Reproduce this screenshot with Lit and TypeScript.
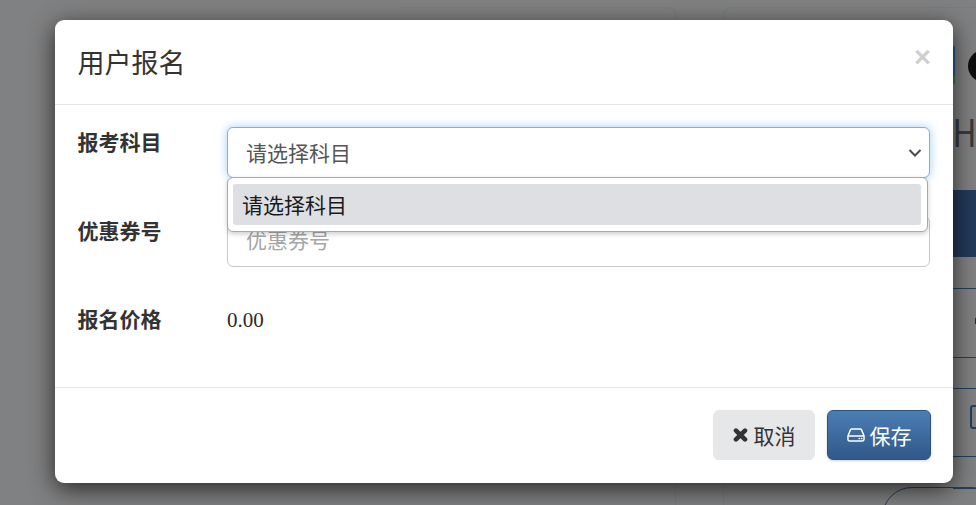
import { LitElement, html, css } from "lit";
import { customElement } from "lit/decorators.js";

@customElement("app-root")
export class AppRoot extends LitElement {
  static styles = css`
    :host {
      display: block;
      position: relative;
      width: 976px;
      height: 505px;
      overflow: hidden;
      background: #808182;
      font-family: "Noto Sans CJK SC", "Liberation Sans", sans-serif;
      font-size: 21px;
      color: #333;
    }
    * { box-sizing: border-box; }
    .bg { position: absolute; display: block; }
    .card-a { left: 400px; top: 7px; width: 276px; height: 520px; border: 1px solid #7a7b7c; border-left: 0; border-radius: 0 8px 8px 0; }
    .card-b { left: 723px; top: 7px; width: 300px; height: 520px; border: 1px solid #7a7b7c; border-radius: 8px; }
    .sliver-blue { left: 953px; top: 46px; width: 2px; height: 30px; background: #2d5c9c; }
    .sliver-green { left: 953px; top: 76px; width: 2px; height: 8px; background: #3e7a45; }
    .logo { left: 968px; top: 50px; width: 32px; height: 32px; border-radius: 50%; background: #0f0f0f; }
    .heading { left: 953px; top: 108px; font: 38px/52px Roboto, sans-serif; color: #3a3a3a; transform: scaleX(0.85); transform-origin: left center; }
    .block { left: 953px; top: 190px; width: 30px; height: 67px; background: #233a5b; }
    .rule { left: 953px; width: 30px; height: 1px; background: #24405f; }
    .r1 { top: 288px; } .r2 { top: 357px; } .r3 { top: 388px; } .r4 { top: 456px; } .r5 { top: 488px; }
    .mark { left: 975px; top: 318px; width: 3px; height: 6px; background: #2b2b2b; }
    .box { left: 970px; top: 405px; width: 20px; height: 24px; border: 2px solid #24405f; border-radius: 3px; }
    .pill { left: 882px; top: 487px; width: 120px; height: 60px; border: 1px solid #24405f; border-radius: 38px; }

    .overlay { position: relative; padding: 20px 23px 0 55px; }
    .modal {
      width: 898px;
      height: 463px;
      background: #fff;
      border-radius: 9px;
      box-shadow: 0 6px 24px rgba(0, 0, 0, 0.7);
      display: flex;
      flex-direction: column;
      position: relative;
    }
    .header {
      height: 85px;
      border-bottom: 1px solid #e4e5e7;
      padding: 0 23px 0 22.5px;
      display: flex;
      align-items: center;
      justify-content: space-between;
    }
    .title { font-size: 27px; font-weight: 400; margin: 0; color: #333; line-height: 86px; }
    .close {
      font: 700 29px/29px "Liberation Sans", sans-serif;
      color: #cfcfcf;
      margin: -9px -1px 0 0;
      padding: 0;
      border: 0;
      background: none;
    }
    .body {
      flex: 1;
      padding: 22px 23px 0 22.5px;
      display: grid;
      grid-template-columns: 149.5px 703px;
      grid-auto-rows: 51px;
      row-gap: 38px;
    }
    .label { font-weight: 700; line-height: 28px; color: #333; }
    .label.last { line-height: 26px; }
    .control {
      display: block;
      height: 51px;
      border: 1px solid #c8c9cc;
      border-radius: 6px;
      padding: 0 18px;
      font: inherit;
      line-height: 49px;
      color: #555;
      width: 100%;
      outline: none;
      background: #fff;
    }
    input.control { padding-bottom: 5px; line-height: normal; }
    .control::placeholder { color: #a4a6a8; opacity: 1; }
    .select {
      display: flex;
      align-items: center;
      justify-content: space-between;
      padding-right: 7px;
      border-color: #7fafdf;
      box-shadow: 0 0 10px rgba(102, 175, 233, 0.6);
    }
    .select svg { display: block; width: 14px; height: 10px; margin-top: 1px; }
    .field { position: relative; }
    .menu {
      position: absolute;
      left: 0;
      top: 50px;
      width: 701px;
      height: 55px;
      background: #fff;
      border: 1px solid #a8a9aa;
      border-radius: 6px;
      box-shadow: 0 2px 5px rgba(0, 0, 0, 0.2);
      padding: 6px 6px 5px 5px;
      z-index: 2;
    }
    .option {
      height: 41px;
      background: #dedfe2;
      border-radius: 3px;
      padding-left: 9px;
      line-height: 41px;
      color: #1a1a1a;
    }
    .price { font-family: "Liberation Serif", serif; line-height: 30px; color: #2a2a2a; }
    .footer {
      height: 96px;
      border-top: 1px solid #e4e5e7;
      padding: 22px 22px 0 0;
      display: flex;
      justify-content: flex-end;
      align-items: flex-start;
      gap: 12px;
    }
    .btn {
      height: 50px;
      border-radius: 6px;
      font: inherit;
      display: flex;
      align-items: center;
      justify-content: center;
      gap: 5px;
      padding: 0 0 1px;
    }
    .cancel { width: 102px; background: #e6e7e9; border: 1px solid #e6e7e9; color: #333; gap: 6px; }
    .cancel svg { width: 15px; height: 14px; display: block; }
    .save {
      width: 104px;
      background: linear-gradient(#4a7eb5, #315888);
      border: 1px solid #2d5380;
      color: #fff;
      box-shadow: 0 1px 3px rgba(0, 0, 0, 0.18);
    }
    .save svg { width: 18px; height: 16px; display: block; }
  `;

  render() {
    return html`
      <div class="bg card-a"></div>
      <div class="bg card-b"></div>
      <div class="bg sliver-blue"></div>
      <div class="bg sliver-green"></div>
      <div class="bg logo"></div>
      <div class="bg heading">H</div>
      <div class="bg block"></div>
      <div class="bg rule r1"></div>
      <div class="bg rule r2"></div>
      <div class="bg rule r3"></div>
      <div class="bg rule r4"></div>
      <div class="bg rule r5"></div>
      <div class="bg mark"></div>
      <div class="bg box"></div>
      <div class="bg pill"></div>

      <div class="overlay">
        <div class="modal">
          <div class="header">
            <h4 class="title">用户报名</h4>
            <button class="close">×</button>
          </div>
          <div class="body">
            <div class="label">报考科目</div>
            <div class="field">
              <div class="control select">
                <span>请选择科目</span>
                <svg viewBox="0 0 14 10" fill="none" stroke="#4a4a4a" stroke-width="2">
                  <path d="M1.5 2 L7 7.5 L12.5 2"></path>
                </svg>
              </div>
              <div class="menu"><div class="option">请选择科目</div></div>
            </div>
            <div class="label">优惠券号</div>
            <div class="field">
              <input class="control" placeholder="优惠券号" />
            </div>
            <div class="label last">报名价格</div>
            <div class="price">0.00</div>
          </div>
          <div class="footer">
            <button class="btn cancel">
              <svg viewBox="0 0 15 14" fill="none" stroke="#333" stroke-width="4.6" stroke-linecap="round">
                <path d="M3 2.6 L12 11.4 M12 2.6 L3 11.4"></path>
              </svg>
              <span>取消</span>
            </button>
            <button class="btn save">
              <svg viewBox="0 0 19 16" fill="none" stroke="#fff" stroke-width="1.5">
                <path d="M1 9 L3.6 2.6 Q4 1.7 5 1.7 H14 Q15 1.7 15.4 2.6 L18 9 V12.6 Q18 14.3 16.3 14.3 H2.7 Q1 14.3 1 12.6 Z M1 9 H18"></path>
                <circle cx="13" cy="11.7" r="0.9" fill="#fff" stroke="none"></circle>
                <circle cx="15.5" cy="11.7" r="0.9" fill="#fff" stroke="none"></circle>
              </svg>
              <span>保存</span>
            </button>
          </div>
        </div>
      </div>
    `;
  }
}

Task goal »
Quote the listing above in full, except for the pictures.

Solution »
Reproduce this screenshot with Lit and TypeScript.
import { LitElement, html, css } from "lit";
import { customElement } from "lit/decorators.js";

@customElement("app-root")
export class AppRoot extends LitElement {
  static styles = css`
    :host {
      display: block;
      position: relative;
      width: 976px;
      height: 505px;
      overflow: hidden;
      background: #808182;
      font-family: "Noto Sans CJK SC", "Liberation Sans", sans-serif;
      font-size: 21px;
      color: #333;
    }
    * { box-sizing: border-box; }
    .bg { position: absolute; display: block; }
    .card-a { left: 400px; top: 7px; width: 276px; height: 520px; border: 1px solid #7a7b7c; border-left: 0; border-radius: 0 8px 8px 0; }
    .card-b { left: 723px; top: 7px; width: 300px; height: 520px; border: 1px solid #7a7b7c; border-radius: 8px; }
    .sliver-blue { left: 953px; top: 46px; width: 2px; height: 30px; background: #2d5c9c; }
    .sliver-green { left: 953px; top: 76px; width: 2px; height: 8px; background: #3e7a45; }
    .logo { left: 968px; top: 50px; width: 32px; height: 32px; border-radius: 50%; background: #0f0f0f; }
    .heading { left: 953px; top: 108px; font: 38px/52px Roboto, sans-serif; color: #3a3a3a; transform: scaleX(0.85); transform-origin: left center; }
    .block { left: 953px; top: 190px; width: 30px; height: 67px; background: #233a5b; }
    .rule { left: 953px; width: 30px; height: 1px; background: #24405f; }
    .r1 { top: 288px; } .r2 { top: 357px; } .r3 { top: 388px; } .r4 { top: 456px; } .r5 { top: 488px; }
    .mark { left: 975px; top: 318px; width: 3px; height: 6px; background: #2b2b2b; }
    .box { left: 970px; top: 405px; width: 20px; height: 24px; border: 2px solid #24405f; border-radius: 3px; }
    .pill { left: 882px; top: 487px; width: 120px; height: 60px; border: 1px solid #24405f; border-radius: 38px; }

    .overlay { position: relative; padding: 20px 23px 0 55px; }
    .modal {
      width: 898px;
      height: 463px;
      background: #fff;
      border-radius: 9px;
      box-shadow: 0 6px 24px rgba(0, 0, 0, 0.7);
      display: flex;
      flex-direction: column;
      position: relative;
    }
    .header {
      height: 85px;
      border-bottom: 1px solid #e4e5e7;
      padding: 0 23px 0 22.5px;
      display: flex;
      align-items: center;
      justify-content: space-between;
    }
    .title { font-size: 27px; font-weight: 400; margin: 0; color: #333; line-height: 86px; }
    .close {
      font: 700 29px/29px "Liberation Sans", sans-serif;
      color: #cfcfcf;
      margin: -9px -1px 0 0;
      padding: 0;
      border: 0;
      background: none;
    }
    .body {
      flex: 1;
      padding: 22px 23px 0 22.5px;
      display: grid;
      grid-template-columns: 149.5px 703px;
      grid-auto-rows: 51px;
      row-gap: 38px;
    }
    .label { font-weight: 700; line-height: 28px; color: #333; }
    .label.last { line-height: 26px; }
    .control {
      display: block;
      height: 51px;
      border: 1px solid #c8c9cc;
      border-radius: 6px;
      padding: 0 18px;
      font: inherit;
      line-height: 49px;
      color: #555;
      width: 100%;
      outline: none;
      background: #fff;
    }
    input.control { padding-bottom: 5px; line-height: normal; }
    .control::placeholder { color: #a4a6a8; opacity: 1; }
    .select {
      display: flex;
      align-items: center;
      justify-content: space-between;
      padding-right: 7px;
      border-color: #7fafdf;
      box-shadow: 0 0 10px rgba(102, 175, 233, 0.6);
    }
    .select svg { display: block; width: 14px; height: 10px; margin-top: 1px; }
    .field { position: relative; }
    .menu {
      position: absolute;
      left: 0;
      top: 50px;
      width: 701px;
      height: 55px;
      background: #fff;
      border: 1px solid #a8a9aa;
      border-radius: 6px;
      box-shadow: 0 2px 5px rgba(0, 0, 0, 0.2);
      padding: 6px 6px 5px 5px;
      z-index: 2;
    }
    .option {
      height: 41px;
      background: #dedfe2;
      border-radius: 3px;
      padding-left: 9px;
      line-height: 41px;
      color: #1a1a1a;
    }
    .price { font-family: "Liberation Serif", serif; line-height: 30px; color: #2a2a2a; }
    .footer {
      height: 96px;
      border-top: 1px solid #e4e5e7;
      padding: 22px 22px 0 0;
      display: flex;
      justify-content: flex-end;
      align-items: flex-start;
      gap: 12px;
    }
    .btn {
      height: 50px;
      border-radius: 6px;
      font: inherit;
      display: flex;
      align-items: center;
      justify-content: center;
      gap: 5px;
      padding: 0 0 1px;
    }
    .cancel { width: 102px; background: #e6e7e9; border: 1px solid #e6e7e9; color: #333; gap: 6px; }
    .cancel svg { width: 15px; height: 14px; display: block; }
    .save {
      width: 104px;
      background: linear-gradient(#4a7eb5, #315888);
      border: 1px solid #2d5380;
      color: #fff;
      box-shadow: 0 1px 3px rgba(0, 0, 0, 0.18);
    }
    .save svg { width: 18px; height: 16px; display: block; }
  `;

  render() {
    return html`
      <div class="bg card-a"></div>
      <div class="bg card-b"></div>
      <div class="bg sliver-blue"></div>
      <div class="bg sliver-green"></div>
      <div class="bg logo"></div>
      <div class="bg heading">H</div>
      <div class="bg block"></div>
      <div class="bg rule r1"></div>
      <div class="bg rule r2"></div>
      <div class="bg rule r3"></div>
      <div class="bg rule r4"></div>
      <div class="bg rule r5"></div>
      <div class="bg mark"></div>
      <div class="bg box"></div>
      <div class="bg pill"></div>

      <div class="overlay">
        <div class="modal">
          <div class="header">
            <h4 class="title">用户报名</h4>
            <button class="close">×</button>
          </div>
          <div class="body">
            <div class="label">报考科目</div>
            <div class="field">
              <div class="control select">
                <span>请选择科目</span>
                <svg viewBox="0 0 14 10" fill="none" stroke="#4a4a4a" stroke-width="2">
                  <path d="M1.5 2 L7 7.5 L12.5 2"></path>
                </svg>
              </div>
              <div class="menu"><div class="option">请选择科目</div></div>
            </div>
            <div class="label">优惠券号</div>
            <div class="field">
              <input class="control" placeholder="优惠券号" />
            </div>
            <div class="label last">报名价格</div>
            <div class="price">0.00</div>
          </div>
          <div class="footer">
            <button class="btn cancel">
              <svg viewBox="0 0 15 14" fill="none" stroke="#333" stroke-width="4.6" stroke-linecap="round">
                <path d="M3 2.6 L12 11.4 M12 2.6 L3 11.4"></path>
              </svg>
              <span>取消</span>
            </button>
            <button class="btn save">
              <svg viewBox="0 0 19 16" fill="none" stroke="#fff" stroke-width="1.5">
                <path d="M1 9 L3.6 2.6 Q4 1.7 5 1.7 H14 Q15 1.7 15.4 2.6 L18 9 V12.6 Q18 14.3 16.3 14.3 H2.7 Q1 14.3 1 12.6 Z M1 9 H18"></path>
                <circle cx="13" cy="11.7" r="0.9" fill="#fff" stroke="none"></circle>
                <circle cx="15.5" cy="11.7" r="0.9" fill="#fff" stroke="none"></circle>
              </svg>
              <span>保存</span>
            </button>
          </div>
        </div>
      </div>
    `;
  }
}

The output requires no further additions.